The period backing Mahal was the closest Davis came to being in a band full-time, and after Mahal’s 1969 album Giant Step, he went on to work closely with ex-Beatles John Lennon and George Harrison, playing guitar on several of their solo albums. He released his first solo album the self-titled album Jesse Davis in 1971. Davis also began doing session work for such diverse acts as David Cassidy, Albert King, Willie Nelson, Ringo Starr, Leonard Cohen, Keith Moon, Jackson Browne, Steve Miller, Harry Nilsson, Van Dyke Parks and others. In addition, he also released three solo albums featuring industry friends such as Leon Russell and Eric Clapton.

Prone to addictions, Davis disappeared from the music industry for a time, spending much of the ’80s dealing with alcohol and drug addiction.  Davis resurfaced playing in the Graffiti Band in late 1986, which coupled his music with the poetry of American Indian activist John Trudell. The kind of expert, tasteful playing that Davis always brought to an album is sorely missed among the acts he worked with.

Jesse Ed Davis was perhaps the most versatile session guitarist of the late ’60s and early ’70s. Whether it was blues, country, or rock, Davis’ tasteful guitar playing was featured on albums by such giants as Eric Clapton, Neil Diamond, John Lennon, and John Lee Hooker, among others. It is Davis’ weeping slide heard on Clapton’s “Hello Old Friend” (from No Reason to Cry), and on both Rock n’ Roll and Walls & Bridges, it is Davis who supplied the bulk of the guitar work for ex-Beatle Lennon.

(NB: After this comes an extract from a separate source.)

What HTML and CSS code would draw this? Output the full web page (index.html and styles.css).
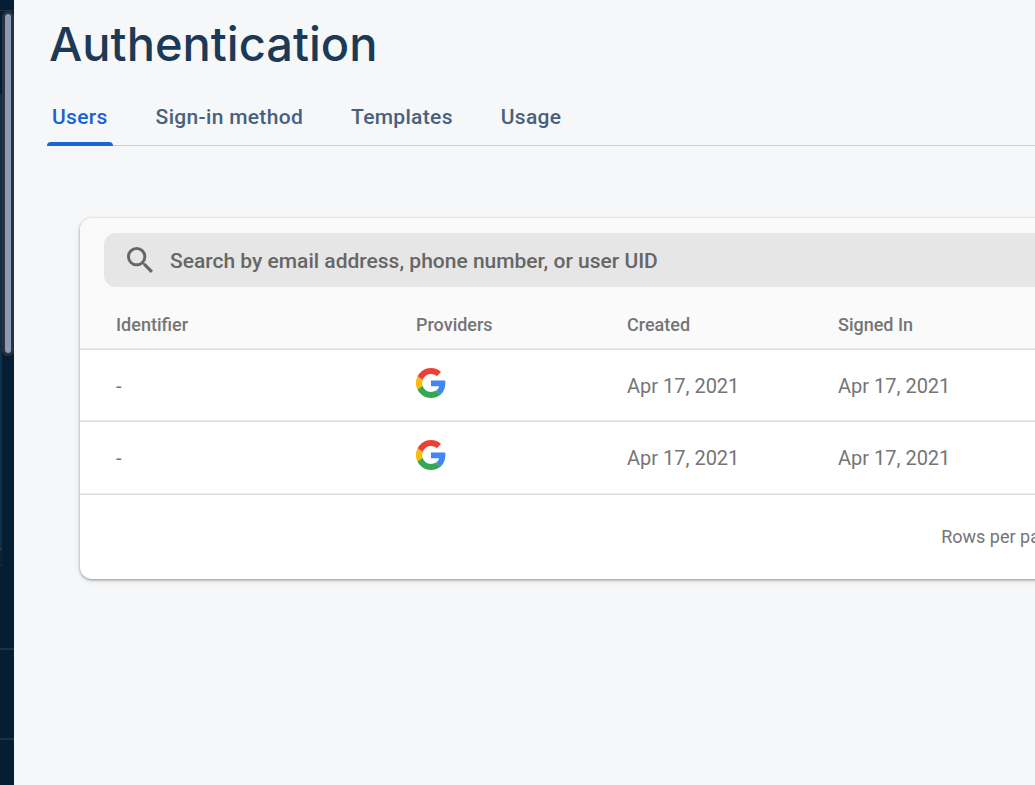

In the Spring of ’87, The Graffiti Band performed with Taj Mahal at the Palomino Club, and George Harrison, Bob Dylan and John Fogerty rose from the audience to join Jesse and Taj Mahal in an unrehearsed set which included Fogerty’s “Proud Mary” and Dylan’s “Watching the River Flow” and “Blue Suede Shoes”, “Peggy Sue”, “Honey Don’t”, “Matchbox”, and “Gone, Gone, Gone”.

He tragically died of a suspected drug overdose on June 22, 1988 at the age of 43.